W okresie przedświątecznym sięgamy po sprawdzone przepisy i smaki, ale niekoniecznie trzeba spędzać pół dnia w kuchni, żeby przygotować porządną porcję pierogów czy uszek. Ostatnio trafiłem na coś, co znacznie skróci czas spędzany w kuchni przed świętami, bez uszczerbku na smaku. To farsz kapuściano-grzybowy marki Runoland dostępny w Lidlu. Bez konieczności gotowania, smażenia i doprawiania. Wystarczy otworzyć słoik i przełożyć zawartość do ciasta na pierogi czy uszka.

Farsz kapuściano-grzybowy marki Runoland z Lidla – co to za produkt?

Słoiczek jest sporych rozmiarów i waży 670 g. Producentem jest wspomniana polska firma Runoland, która swoją siedzibę ma w województwie dolnośląskim, w gminie Góra.

Ten konkretny farsz wyróżnia się nie tylko smakiem, ale i składem. W słoiku znajduje się aż 66% kiszonej kapusty i 16% grzybów, w tym podgrzybki, borowiki i pieczarki. Resztę stanowią cebula (12%), olej rzepakowy, bułka tarta oraz przyprawy. Nic zbędnego, żadnych dziwnych dodatków, a przede wszystkim naprawdę dużo grzybów, co czuć zarówno w smaku, jak i konsystencji.

Redakcja MojeGotowanie.pl

Farsz kapuściano-grzybowy z Lidla kontra produkt z Biedronki 

Dla porównania, farsz kapuściano-grzybowy marki Nasza Spiżarnia z Biedronki, choć cenowo bardzo zbliżony (ok. 7-8 zł za słoik), zawiera o połowę mniej grzybów. W składzie widnieje jedynie 8% mieszanki grzybowej, w której dominują pieczarki. Brakuje też bardziej aromatycznych leśnych grzybów, takich jak borowiki czy podgrzybki, które nadają farszowi głębi smaku.

Nie bez znaczenia jest też struktura, farsz z Lidla ma wyraźne kawałki grzybów i kapusty, co daje wrażenie domowej roboty. W produkcie z Biedronki dominuje bardziej rozdrobniona masa, która smakuje mniej intensywnie i przypomina gotowy nadzienie do krokietów z supermarketowej półki.

Do czego nadaj się farsz kapuściano-grzybowy z Lidla?

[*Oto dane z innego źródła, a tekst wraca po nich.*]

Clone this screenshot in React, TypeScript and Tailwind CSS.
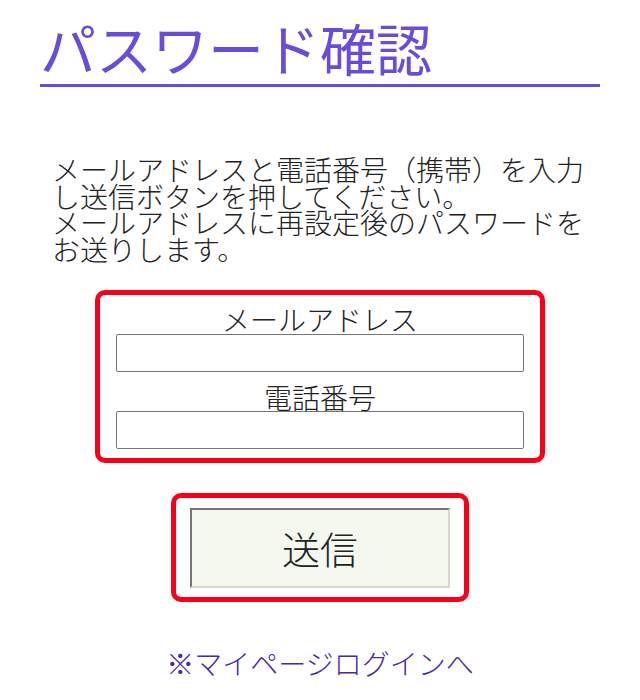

Gotowy farsz Runoland z Lidla pasuje nie tylko do pierogów. Sprawdza się również jako nadzienie do uszek, pasztecików czy krokietów. Można go też wykorzystać do zapiekanek albo jako dodatek do kaszy gryczanej.

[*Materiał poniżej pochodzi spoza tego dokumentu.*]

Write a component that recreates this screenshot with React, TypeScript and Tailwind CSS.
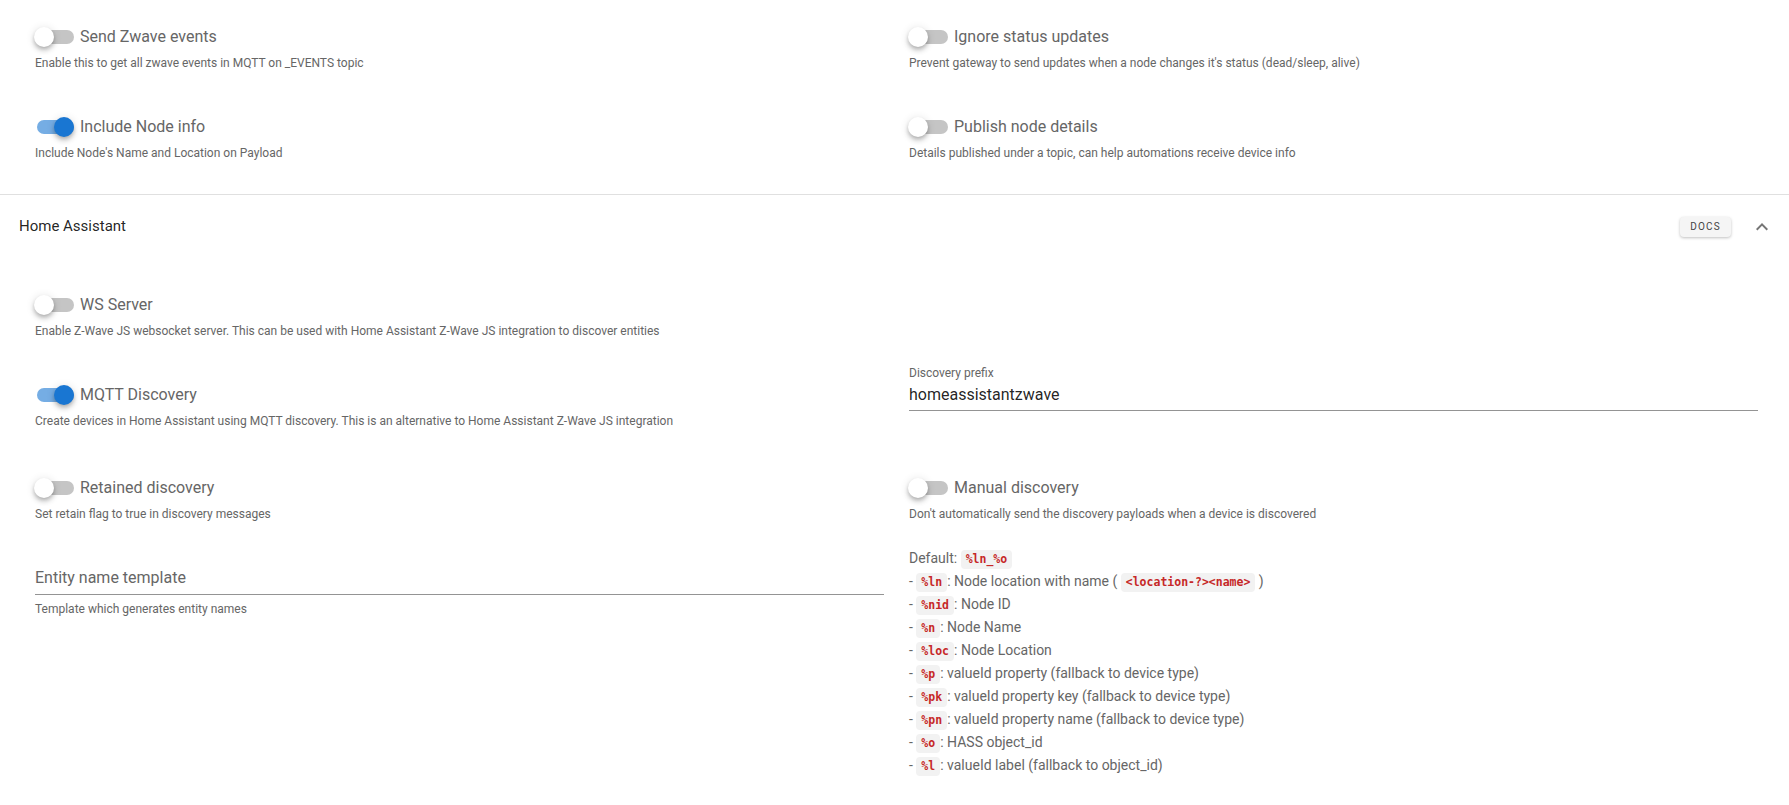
import React from "react";

const Toggle: React.FC<{ on?: boolean }> = ({ on }) => (
  <div className="relative w-[40px] h-6 shrink-0">
    <div
      className={`absolute left-[2px] top-[5px] w-[37px] h-[14px] rounded-full ${
        on ? "bg-[#75ade4]" : "bg-[#c5c5c5]"
      }`}
    />
    <div
      className={`absolute top-[2px] w-5 h-5 rounded-full shadow-[0_2px_4px_-1px_rgba(0,0,0,0.2),0_4px_5px_0_rgba(0,0,0,0.14),0_1px_10px_0_rgba(0,0,0,0.12)] ${
        on ? "left-[19px] bg-[#1976d2]" : "left-[-1px] bg-white"
      }`}
    />
  </div>
);

const SwitchField: React.FC<{
  label: string;
  hint: string;
  on?: boolean;
  className?: string;
}> = ({ label, hint, on, className }) => (
  <div className={className}>
    <div className="flex items-center h-6">
      <Toggle on={on} />
      <span className="ml-[5px] text-base text-[#666]">{label}</span>
    </div>
    <div className="mt-[7px] text-xs leading-[14px] text-[#666]">{hint}</div>
  </div>
);

const Code: React.FC<{ children: React.ReactNode }> = ({ children }) => (
  <code className="inline-block h-[19px] leading-[19px] px-[5px] rounded-[4px] bg-[#f2f2f2] text-[#c62828] font-bold text-[11.5px] font-['DejaVu_Sans_Mono',monospace] align-middle">
    {children}
  </code>
);

const placeholders: [string, string][] = [
  ["%ln", "Node location with name ("],
  ["%nid", "Node ID"],
  ["%n", "Node Name"],
  ["%loc", "Node Location"],
  ["%p", "valueId property (fallback to device type)"],
  ["%pk", "valueId property key (fallback to device type)"],
  ["%pn", "valueId property name (fallback to device type)"],
  ["%o", "HASS object_id"],
  ["%l", "valueId label (fallback to object_id)"],
];

const App: React.FC = () => {
  return (
    <div className="w-[1789px] h-[805px] bg-white overflow-hidden font-['Roboto',sans-serif]">
      {/* previous panel content */}
      <div className="pl-[35px] pr-[31px] pt-[25px] pb-[34px] border-b border-[#e0e0e0]">
        <div className="grid grid-cols-2 gap-x-[25px]">
          <SwitchField
            label="Send Zwave events"
            hint="Enable this to get all zwave events in MQTT on _EVENTS topic"
          />
          <SwitchField
            label="Ignore status updates"
            hint="Prevent gateway to send updates when a node changes it's status (dead/sleep, alive)"
          />
        </div>
        <div className="grid grid-cols-2 gap-x-[25px] mt-[45px]">
          <SwitchField
            on
            label="Include Node info"
            hint="Include Node's Name and Location on Payload"
          />
          <SwitchField
            label="Publish node details"
            hint="Details published under a topic, can help automations receive device info"
          />
        </div>
      </div>

      {/* Home Assistant header */}
      <div className="flex items-center h-[63px] pl-[19px] pr-[15px]">
        <span className="flex-1 text-[15px] text-[rgba(0,0,0,0.87)]">
          Home Assistant
        </span>
        <button className="w-[51px] h-[20px] rounded-[4px] bg-[#f5f5f5] shadow-[0_1px_3px_rgba(0,0,0,0.25)] text-[10px] font-normal tracking-[0.12em] text-[#444]">
          DOCS
        </button>
        <svg viewBox="0 0 24 24" className="w-6 h-6 ml-[19px] fill-[#757575]">
          <path d="M7.41,15.41L12,10.83L16.59,15.41L18,14L12,8L6,14L7.41,15.41Z" />
        </svg>
      </div>

      {/* Home Assistant content */}
      <div className="pl-[35px] pr-[31px] pt-[35px]">
        <div className="grid grid-cols-2 gap-x-[25px]">
          <SwitchField
            label="WS Server"
            hint="Enable Z-Wave JS websocket server. This can be used with Home Assistant Z-Wave JS integration to discover entities"
          />
          <div />
        </div>

        <div className="grid grid-cols-2 gap-x-[25px] mt-[28px] items-start">
          <SwitchField
            on
            className="mt-[17px]"
            label="MQTT Discovery"
            hint="Create devices in Home Assistant using MQTT discovery. This is an alternative to Home Assistant Z-Wave JS integration"
          />
          <div>
            <div className="text-xs leading-[14px] text-[#666]">
              Discovery prefix
            </div>
            <div className="mt-[3px] text-base leading-[24px] pb-[3px] text-[rgba(0,0,0,0.87)] border-b border-[#949494]">
              homeassistantzwave
            </div>
          </div>
        </div>

        <div className="grid grid-cols-2 gap-x-[25px] mt-[48px]">
          <SwitchField
            label="Retained discovery"
            hint="Set retain flag to true in discovery messages"
          />
          <SwitchField
            label="Manual discovery"
            hint="Don't automatically send the discovery payloads when a device is discovered"
          />
        </div>

        <div className="grid grid-cols-2 gap-x-[25px] mt-[26px] items-start">
          <div className="mt-[19px]">
            <div className="text-base leading-[24px] pb-[4px] text-[#666] border-b border-[#949494]">
              Entity name template
            </div>
            <div className="mt-[7px] text-xs leading-[14px] text-[#666]">
              Template which generates entity names
            </div>
          </div>
          <div className="text-sm leading-[23px] text-[#666]">
            <div>
              Default: <Code>%ln_%o</Code>
            </div>
            {placeholders.map(([code, text]) => (
              <div key={code}>
                - <Code>{code}</Code>: {text}
                {code === "%ln" && (
                  <>
                    {" "}
                    <Code>{"<location-?><name>"}</Code> )
                  </>
                )}
              </div>
            ))}
          </div>
        </div>
      </div>
    </div>
  );
};

export default App;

Warto pamiętać, że to produkt wegański, więc nie zawiera składników pochodzenia zwierzęcego, co czyni go uniwersalnym wyborem na świąteczny stół. Korzystając z tego farszu, nie trzeba nic doprawiać, nic podsmażać, po prostu wystarczy otworzyć, nadziewać i gotować lub piec.